Most users will probably want the User list, but individuals interested in contributing code to the project should also subscribe to the Dev list.

Spark 0.7.3 released

We’ve just posted Spark Release 0.7.3, a maintenance release that contains several fixes, including streaming API updates and new functionality for adding JARs to a spark-shell session. We recommend that all users update to this release. Visit the release notes to read about the new features, or download the release today.

Spark accepted into Apache Incubator

Spark was recently accepted into the Apache Incubator, which will serve as the long-term home for the project. While moving the source code and issue tracking to Apache will take some time, we are excited to be joining the community at Apache. Stay tuned on this site for updates on how the project hosting will change.

Spark 0.7.2 released

We’re happy to announce the release of Spark 0.7.2, a new maintenance release that includes several bug fixes and improvements, as well as new code examples and API features. We recommend that all users update to this release. Head over to the release notes to read about the new features, or download the release today.

Spark screencasts published

We have released the first two screencasts in a series of short hands-on video training courses we will be publishing to help new users get up and running with Spark in minutes.

The first Spark screencast is called First Steps With Spark and walks you through downloading and building Spark, as well as using the Spark shell, all in less than 10 minutes!

The second screencast is a 2 minute overview of the Spark documentation.

We hope you find these screencasts useful.

Strata exercises now available online

At this year’s Strata conference, the AMP Lab hosted a full day of tutorials on Spark, Shark, and Spark Streaming, including online exercises on Amazon EC2. Those exercises are now available online, letting you learn Spark and Shark at your own pace on an EC2 cluster with real data. They are a great resource for learning the systems. You can also find slides from the Strata tutorials online, as well as videos from the AMP Camp workshop we held at Berkeley in August.

Spark 0.7.0 released

We’re proud to announce the release of Spark 0.7.0, a new major version of Spark that adds several key features, including a Python API for Spark and an alpha of Spark Streaming. This release is the result of the largest group of contributors yet behind a Spark release – 31 contributors from inside and outside Berkeley. Head over to the release notes to read more about the new features, or download the release today.

Spark/Shark Tutorial for Amazon EMR

This weekend, Amazon posted an article and code that make it easy to launch Spark and Shark on Elastic MapReduce. The article includes examples of how to run both interactive Scala commands and SQL queries from Shark on data in S3. Head over to the Amazon article for details. We’re very excited because, to our knowledge, this makes Spark the first non-Hadoop engine that you can launch with EMR.

Spark 0.6.2 released

We recently released Spark 0.6.2, a new version of Spark. This is a maintenance release that includes several bug fixes and usability improvements (see the release notes). We recommend that all users upgrade to this release.

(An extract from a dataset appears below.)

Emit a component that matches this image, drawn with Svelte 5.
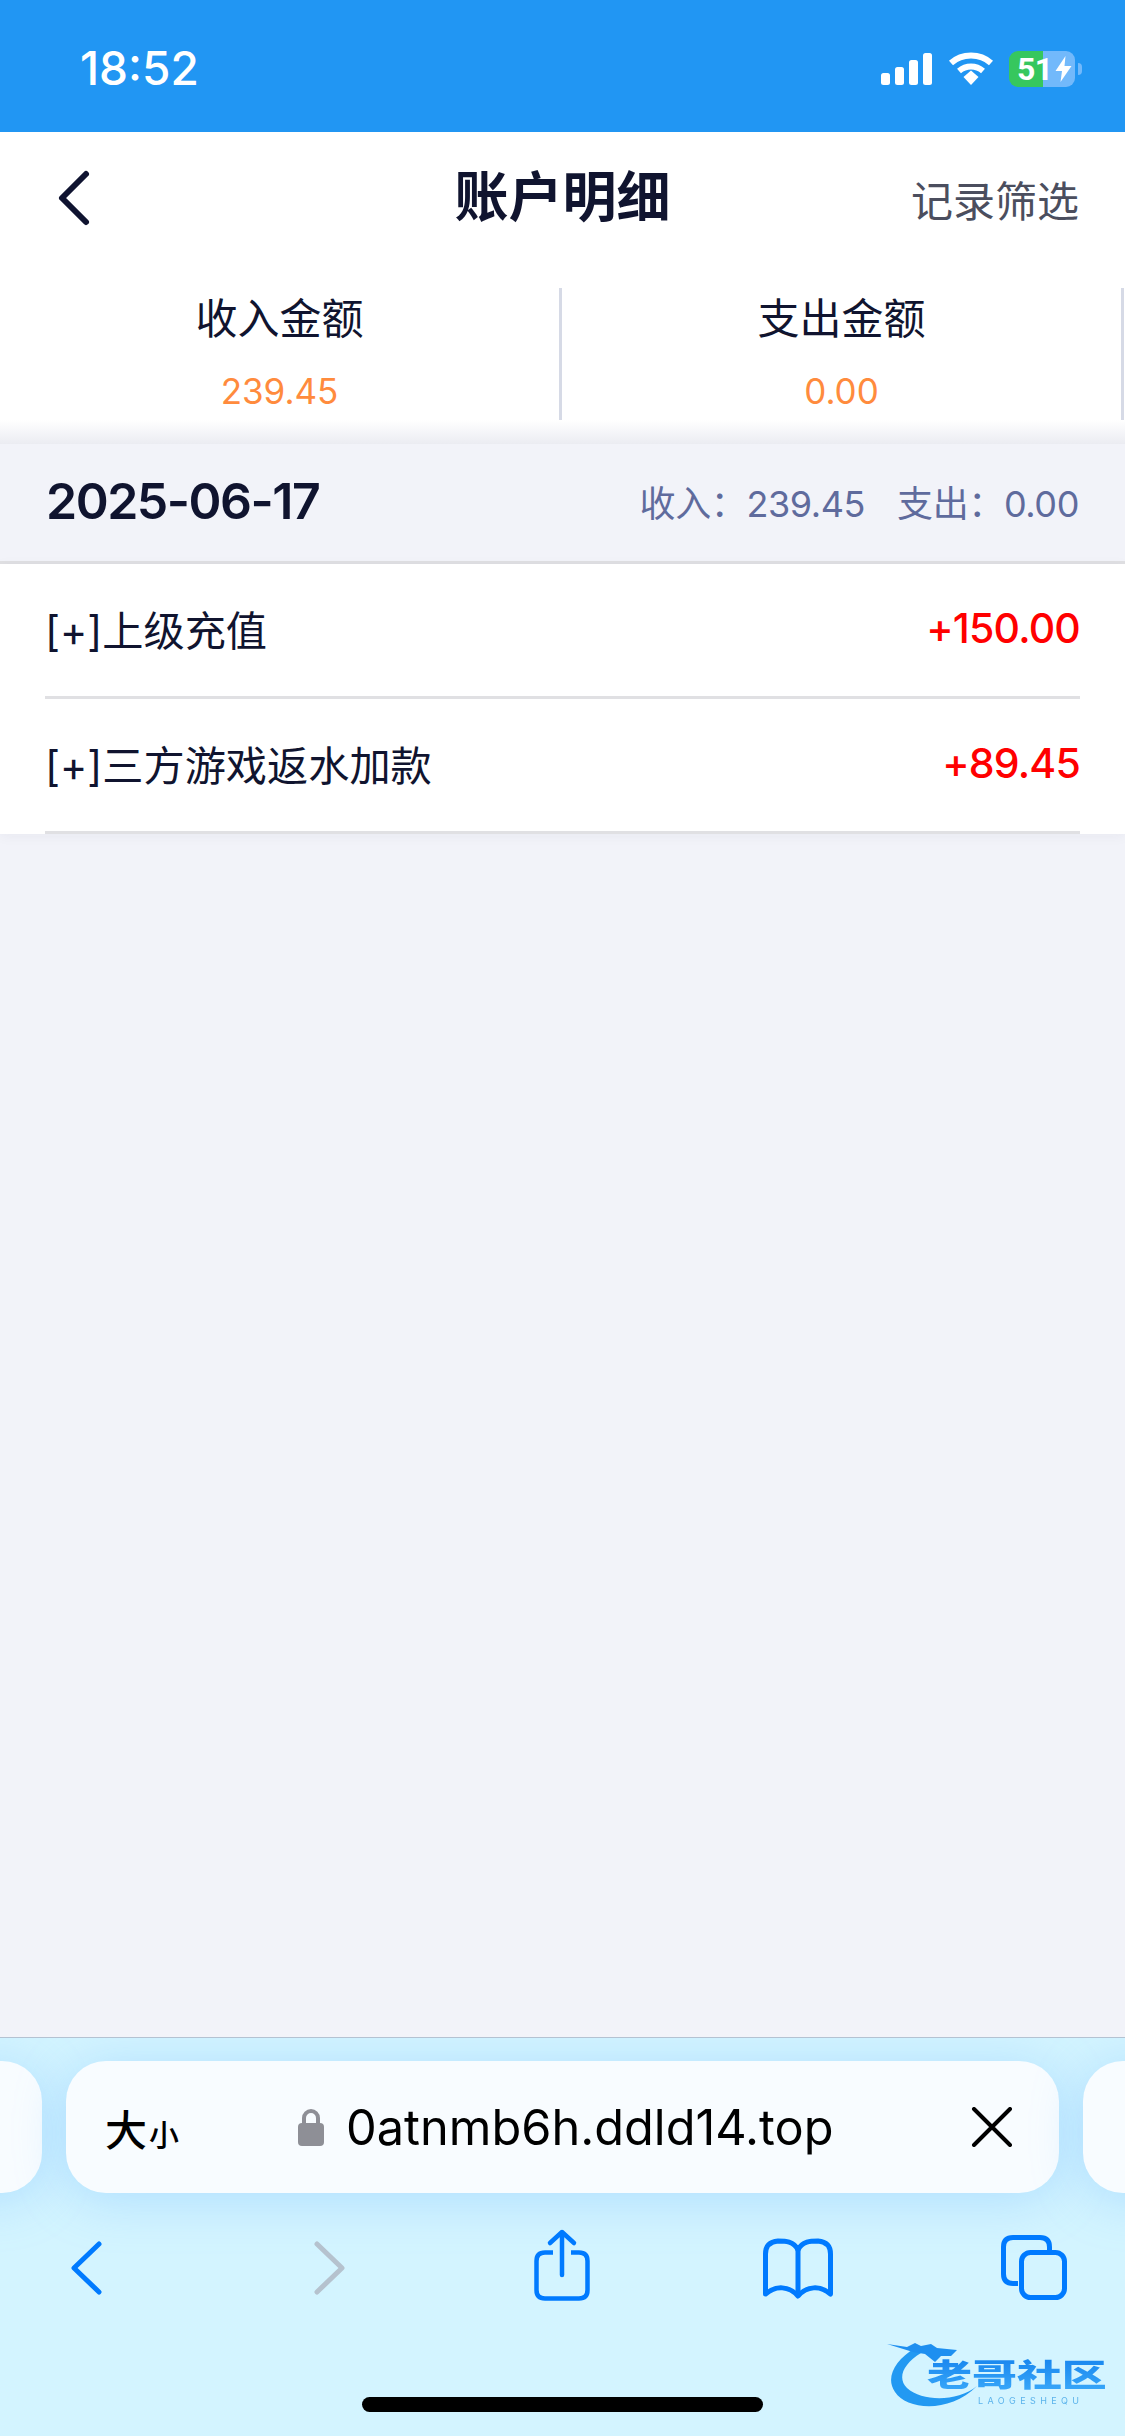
<script>
  const summary = [
    { label: "收入金额", value: "239.45" },
    { label: "支出金额", value: "0.00" },
  ];
  const records = [
    { name: "[+]上级充值", amount: "+150.00" },
    { name: "[+]三方游戏返水加款", amount: "+89.45" },
  ];
</script>

<div class="page">
  <header class="status">
    <span class="time">18:52</span>
    <div class="status-icons">
      <svg class="signal" width="52" height="32" viewBox="0 0 52 32" fill="#fff">
        <rect x="0" y="20" width="9" height="12" rx="2.5" />
        <rect x="14" y="14" width="9" height="18" rx="2.5" />
        <rect x="28" y="7" width="9" height="25" rx="2.5" />
        <rect x="42" y="0" width="9" height="32" rx="2.5" />
      </svg>
      <svg class="wifi" width="46" height="34" viewBox="0 0 46 34" fill="none" stroke="#fff" stroke-width="6">
        <path d="M3 11 C14 1 32 1 43 11" />
        <path d="M11 19 C18 13 28 13 35 19" />
        <path d="M15.500 25 L23 18.500 L30.500 25 L23 33 Z" fill="#fff" stroke="none" />
      </svg>
      <div class="battery">
        <div class="battery-body">
          <span class="battery-level">51</span>
          <svg class="bolt" width="17" height="26" viewBox="0 0 16 26" fill="#fff"><path d="M10 0 L0 15 H6.500 L5 26 L16 10 H9 Z" /></svg>
        </div>
        <div class="battery-nub"></div>
      </div>
    </div>
  </header>

  <nav class="nav">
    <svg class="nav-back" width="36" height="58" viewBox="0 0 36 58" fill="none" stroke="#0f1330" stroke-width="6" stroke-linecap="round" stroke-linejoin="round">
      <path d="M30 5 L6 29 L30 53" />
    </svg>
    <h1>账户明细</h1>
    <span class="filter">记录筛选</span>
  </nav>

  <section class="summary">
    {#each summary as item}
      <div class="summary-col">
        <div class="summary-label">{item.label}</div>
        <div class="summary-value">{item.value}</div>
      </div>
    {/each}
  </section>

  <main class="content">
    <div class="date-row">
      <span class="date">2025-06-17</span>
      <span class="totals">
        <span>收入：239.45</span>
        <span>支出：0.00</span>
      </span>
    </div>
    <ul class="records">
      {#each records as rec}
        <li>
          <div class="record-inner">
            <span>{rec.name}</span>
            <span class="amount">{rec.amount}</span>
          </div>
        </li>
      {/each}
    </ul>
  </main>

  <footer class="safari">
    <div class="pills">
      <div class="pill side left"></div>
      <div class="pill url">
        <span class="aa">大<small>小</small></span>
        <div class="address">
          <svg width="28" height="38" viewBox="0 0 28 38">
            <path d="M7 17 V10 a7 7 0 0 1 14 0 V17" fill="none" stroke="#8e8f96" stroke-width="4" />
            <rect x="1" y="15" width="26" height="23" rx="4" fill="#8e8f96" />
          </svg>
          <span>0atnmb6h.ddld14.top</span>
        </div>
        <svg class="close" width="42" height="40" viewBox="0 0 42 40" stroke="#000" stroke-width="4" stroke-linecap="round">
          <path d="M3 2 L39 38 M39 2 L3 38" />
        </svg>
      </div>
      <div class="pill side right"></div>
    </div>

    <div class="tools">
      <svg width="80" height="76" viewBox="0 0 80 76" fill="none" stroke="#007aff" stroke-width="5" stroke-linecap="round" stroke-linejoin="round">
        <path d="M53 16 L28 40 L53 64" />
      </svg>
      <svg width="80" height="76" viewBox="0 0 80 76" fill="none" stroke="#b5c2ce" stroke-width="5" stroke-linecap="round" stroke-linejoin="round">
        <path d="M27 16 L52 40 L27 64" />
      </svg>
      <svg width="80" height="76" viewBox="0 0 80 76" fill="none" stroke="#007aff" stroke-width="4.500" stroke-linecap="round" stroke-linejoin="round">
        <path d="M31 24.500 H23 Q14.500 24.500 14.500 33 V62 Q14.500 70.500 23 70.500 H57 Q65.500 70.500 65.500 62 V33 Q65.500 24.500 57 24.500 H49" stroke-linecap="butt" />
        <path d="M40 47 V4 M28 15 L40 4 L52 15" />
      </svg>
      <svg width="80" height="76" viewBox="0 0 80 76" fill="none" stroke="#007aff" stroke-width="5" stroke-linecap="round" stroke-linejoin="round">
        <path d="M40 22 C36 13 27 13 20 13 Q7.500 14 7.500 26 V66 C18 57 31 58 40 68 C49 58 62 57 72.500 66 V26 Q72.500 14 60 13 C53 13 44 13 40 22 Z" />
        <path d="M40 22 V66" />
      </svg>
      <svg width="80" height="76" viewBox="0 0 80 76" fill="none" stroke="#007aff" stroke-width="5" stroke-linejoin="round">
        <path d="M23 55.500 H18 Q8.500 55.500 8.500 46 V19 Q8.500 9.500 18 9.500 H45 Q54.500 9.500 54.500 19 V24" />
        <rect x="26.500" y="24.500" width="43" height="45" rx="9" />
      </svg>
    </div>

    <div class="home-bar"></div>

    <div class="watermark">
      <svg width="104" height="78" viewBox="0 0 104 78">
        <path d="M28 12 C8 24 -2 42 8 56 C20 74 62 78 90 50 C70 66 36 66 20 52 C10 42 16 28 34 17 Z" fill="#2299f2" />
        <path d="M0 8 L20 11 L28 7 L34 10 L44 8 L50 12 L70 14 L64 20 L54 20 L48 26 L38 18 L26 16 Z" fill="#1e8ff0" />
      </svg>
      <span class="wm-title">老哥社区</span>
      <span class="wm-sub">LAOGESHEQU</span>
    </div>
  </footer>
</div>

<style>
  :global(body) {
    margin: 0;
    background: #f2f3f9;
  }

  .page {
    width: 1125px;
    height: 2436px;
    display: flex;
    flex-direction: column;
    font-family: Inter, "Noto Sans CJK SC", sans-serif;
    color: #10142f;
    overflow: hidden;
  }

  .status {
    height: 132px;
    flex: none;
    background: #2196f3;
    display: flex;
    justify-content: space-between;
    align-items: flex-start;
    padding: 40px 43px 0 80px;
    box-sizing: border-box;
    color: #fff;
  }

  .time {
    font-size: 46px;
    line-height: 56px;
    font-weight: 500;
  }

  .status-icons {
    display: flex;
    align-items: center;
    gap: 15px;
    margin-top: 11px;
  }

  .battery {
    display: flex;
    align-items: center;
    gap: 3px;
  }

  .battery-body {
    width: 66px;
    height: 36px;
    border-radius: 9px;
    background: linear-gradient(90deg, #36c75e 0 34px, #72b9fb 34px);
    display: flex;
    align-items: center;
    padding-left: 8px;
    box-sizing: border-box;
    color: #fff;
    gap: 2px;
  }

  .battery-level {
    font-family: Roboto, sans-serif;
    font-size: 32px;
    line-height: 36px;
    font-weight: 700;
    letter-spacing: -0.5px;
  }

  .bolt {
    flex: none;
  }

  .battery-nub {
    width: 4px;
    height: 12px;
    border-radius: 0 4px 4px 0;
    background: #72b9fb;
  }

  .nav {
    height: 130px;
    flex: none;
    background: #fff;
    display: grid;
    grid-template-columns: 1fr auto 1fr;
    align-items: center;
    padding: 2px 46px 0;
    box-sizing: border-box;
  }

  .nav-back {
    margin-left: 10px;
  }

  .nav h1 {
    margin: 0;
    font-size: 54px;
    font-weight: 700;
    line-height: 70px;
  }

  .filter {
    justify-self: end;
    font-size: 42px;
    color: #4b4e5e;
  }

  .summary {
    height: 158px;
    flex: none;
    background: #fff;
    display: grid;
    grid-template-columns: 562px 562px;
    padding-top: 26px;
    box-sizing: border-box;
  }

  .summary-col {
    height: 132px;
    border-right: 3px solid #d6dae6;
    text-align: center;
    width: 559px;
  }

  .summary-label {
    font-size: 42px;
    line-height: 60px;
    margin-top: 1px;
  }

  .summary-value {
    font-size: 35px;
    line-height: 44px;
    margin-top: 20px;
    color: #ff8b3d;
  }

  .content {
    flex: 1;
    padding-top: 24px;
    background: linear-gradient(#fff, #ebecf2 24px, #f2f3f9 24px);
  }

  .date-row {
    height: 114px;
    padding: 0 46px 3px;
    display: flex;
    justify-content: space-between;
    align-items: center;
    border-bottom: 3px solid #e0e0e3;
  }

  .date {
    font-size: 50px;
    font-weight: 600;
    letter-spacing: -1.5px;
  }

  .totals {
    display: flex;
    gap: 32px;
    font-size: 36px;
    letter-spacing: -0.4px;
    color: #5f6b9d;
  }

  .records {
    list-style: none;
    margin: 0;
    padding: 0;
    background: #fff;
    box-shadow: 0 2px 12px rgba(30, 40, 80, 0.05);
  }

  .record-inner {
    height: 127px;
    padding-bottom: 5px;
    margin: 0 45px;
    border-bottom: 3px solid #e0e0e3;
    display: flex;
    justify-content: space-between;
    align-items: center;
    font-size: 41.2px;
  }

  .amount {
    color: #ff0000;
    font-size: 41px;
    font-weight: 500;
    letter-spacing: -0.8px;
  }

  .safari {
    height: 399px;
    flex: none;
    position: relative;
    box-sizing: border-box;
    border-top: 1px solid #b4c2d2;
    background: #d3f4ff;
    overflow: hidden;
  }

  .pills {
    display: flex;
    gap: 24px;
    margin: 23px 0 0 -58px;
    width: 1300px;
  }

  .pill {
    height: 132px;
    border-radius: 40px;
    background: #f8fcff;
    box-shadow: 0 6px 50px rgba(120, 190, 255, 0.4);
    flex: none;
  }

  .side {
    width: 100px;
  }

  .url {
    width: 993px;
    display: flex;
    align-items: center;
    padding: 0 46px 0 39px;
    box-sizing: border-box;
    color: #000;
  }

  .aa {
    font-size: 42px;
    font-weight: 500;
    width: 192px;
    flex: none;
  }

  .aa small {
    font-size: 30px;
    font-weight: 500;
    margin-left: 2px;
  }

  .address {
    display: flex;
    align-items: center;
    gap: 21px;
    font-size: 48.7px;
  }

  .close {
    margin-left: auto;
  }

  .tools {
    display: grid;
    grid-template-columns: 244px 232px 236px 237px 80px;
    padding-left: 46px;
    margin-top: 35px;
  }

  .home-bar {
    position: absolute;
    left: 362px;
    bottom: 24px;
    width: 401px;
    height: 15px;
    border-radius: 8px;
    background: #000;
  }

  .watermark {
    position: absolute;
    left: 887px;
    top: 298px;
    width: 220px;
    height: 78px;
    filter: blur(0.7px);
  }

  .watermark svg {
    position: absolute;
    left: 0;
    top: 0;
  }

  .wm-title {
    position: absolute;
    left: 40px;
    top: 19px;
    font-size: 31px;
    line-height: 40px;
    font-weight: 900;
    white-space: nowrap;
    transform: scaleX(1.45);
    transform-origin: left center;
    background: linear-gradient(180deg, #1583ee, #3cabfa);
    -webkit-background-clip: text;
    background-clip: text;
    color: transparent;
  }

  .wm-sub {
    position: absolute;
    left: 91px;
    top: 59px;
    font-size: 9px;
    line-height: 11px;
    letter-spacing: 4.4px;
    color: #5cb4ec;
    white-space: nowrap;
  }
</style>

Video up from first Spark development meetup

On December 18th, we held the first of a series of Spark development meetups, for people interested in learning the Spark codebase and contributing to the project. There was quite a bit more demand than we anticipated, with over 80 people signing up and 64 attending. The first meetup was an introduction to Spark internals. Thanks to one of the attendees, there’s now a video of the meetup on YouTube. We’ve also posted the slides. Look to see more development meetups on Spark and Shark in the future.

Spark and Shark in the news

Recently, we’ve seen quite a bit of coverage of both Spark and Shark in the news. I wanted to list some of the more recent articles, for readers interested in learning more.

In other news, there will be a full day of tutorials on Spark and Shark at the O’Reilly Strata conference in February. They include a three-hour introduction to Spark, Shark and BDAS Tuesday morning, and a three-hour hands-on exercise session.

Spark 0.6.1 and 0.5.2 out

Today we’ve made available two maintenance releases for Spark: 0.6.1 and 0.5.2. They both contain important bug fixes as well as some new features, such as the ability to build against Hadoop 2 distributions. We recommend that users update to the latest version for their branch; for new users, we recommend 0.6.1.